MAGANG sejatinya instrumen penting bagi mahasiswa sebagai kesempatan sekaligus peluang mendapatkan pengalaman, wawasan profesional, dan keterampilan praktis di tempat kerja. Kalau proses magang itu dilakukan dengan benar, mahasiswa akan mendapatkan pengalaman luar biasa sebagai bekal mereka nanti memasuki dunia kerja.
Apalagi, kalau mahasiswa magang di luar negeri. Pengalaman yang bakal didapatkan lebih luar biasa karena mereka sekaligus akan belajar hidup dan bersosialisasi di negeri orang. Karena itu tawaran-tawaran program magang kerja internasional tak pernah kehilangan peminat.
Tetapi, selalu ada kejahatan yang mengintai di setiap peluang. Daya tarik program magang ke luar negeri tak luput dari incaran oknum-oknum busuk untuk menjalankan aksi jahat. Mereka memanfaatkan program magang internasional sebagai kedok dari modus operandi mereka yang sejatinya merupakan tindak pidana perdagangan orang (TPPO).
Kasus teranyar yang terungkap di Jerman barangkali bukan yang pertama dan satu-satunya. Tetapi, terkuaknya kasus yang bermula dari laporan KBRI Jerman yang mendapat aduan dari empat orang mahasiswa setelah mengikuti program ferienjob, itu kian membuka mata khalayak bahwa kejahatan di dunia pendidikan ternyata juga bermacam rupa.
Dalam kasus itu, dari pendalaman yang dilakukan KBRI Jerman, terkuak pula bahwa ada 33 universitas di Indonesia yang ikut menjalankan program ferienjob bermasalah tersebut.
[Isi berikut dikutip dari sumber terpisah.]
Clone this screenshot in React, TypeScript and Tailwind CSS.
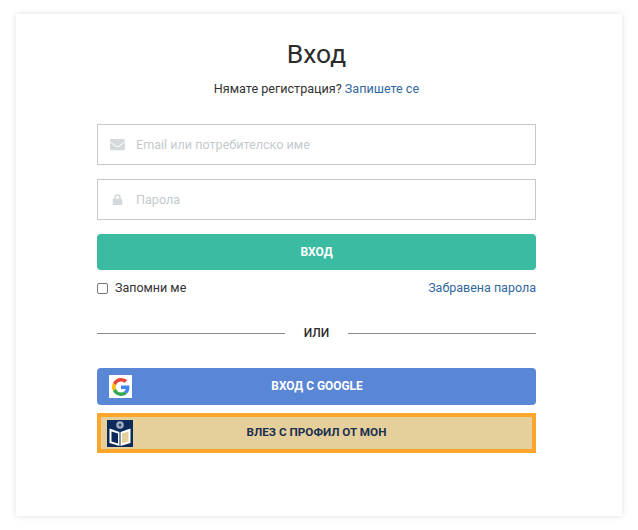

Jumlah mahasiswanya tidak tanggung-tanggung, sebanyal 1.047 mahasiswa dari berbagai kampus.
Banyak yang memperkirakan sebenarnya jumlah korban mahasiswa maupun universitas yang terkait dengan ferienjob itu jauh lebih besar. Tetapi mereka tidak mau bersuara karena berbagai musabab. Yang pasti, seribu lebih mahasiwa itu kini dinyatakan sebagai korban TPPO yang diberangkatkan oleh tiga agen tenaga kerja di Jerman.
Bareskrim Polri juga sudah menetapkan lima tersangka dalam kasus itu. Tiga di antaranya berasal dari kampus yang memberangkatkan mahasiswa. Salah satunya bahkan guru besar di universitas negeri di Jambi.
Fakta itulah yang membuat kasus ini semakin memiriskan ketika orang-orang yang berkecimpung di dunia pendidikan justru mendukung, bahkan memfasilitasi sebuah tindak kejahatan. Mahasiswa yang pada awalnya mendaftar dan membayar untuk magang, malah dijerumuskan, dieksploitasi untuk pekerjaan-pekerjaan yang tak semestinya.
Dalam pengakuan salah satu korban mahasiswa yang menempuh pendidikan elektro, ia disuruh bekerja menjadi tukang angkat barang atau bahasa kasarnya kuli panggul. Seorang mahasiswi Universitas Jambi juga mengaku sempat menjadi kuli bangunan selama mengikuti ferienjob ke Jerman pada akhir 2023.
Sudah jelas, kasus ini mesti diusut tuntas secara hukum. Sangat kuat dugaan bahwa banyak hal yang disembunyikan, mulai dari sebelum para mahasiswa diberangkatkan ke Jerman hingga proses eksploitasi itu terjadi. Kasus ini tidak bisa diselesaikan dengan cara damai seperti yang diusulkan Menko PMK Muhajir Effendy. Itu usulan sembrono.
Kita justru mesti mendukung langkah Bareskrim Polri, juga Kemenko Polhukam yang akan membentuk tim khusus untuk menuntaskan kasus ini seterang-terangnya. Pun kita patut menyokong upaya Kementerian Pendidikan, Kebudayaan, Riset, dan Teknologi yang tengah mengkaji pemberian sanksi bagi kampus yang terlibat dalam ferienjob.
Penegakan hukum yang setegas-tegasnya dan seadil-adilnya mesti didorong mengingat yang menjadi korban ialah mahasiswa. Merekalah calon-calon pemimpin di era Indonesia Emas yang harus dilindungi dari ancaman kejahatan apapun, termasuk TPPO yang berkedok program magang.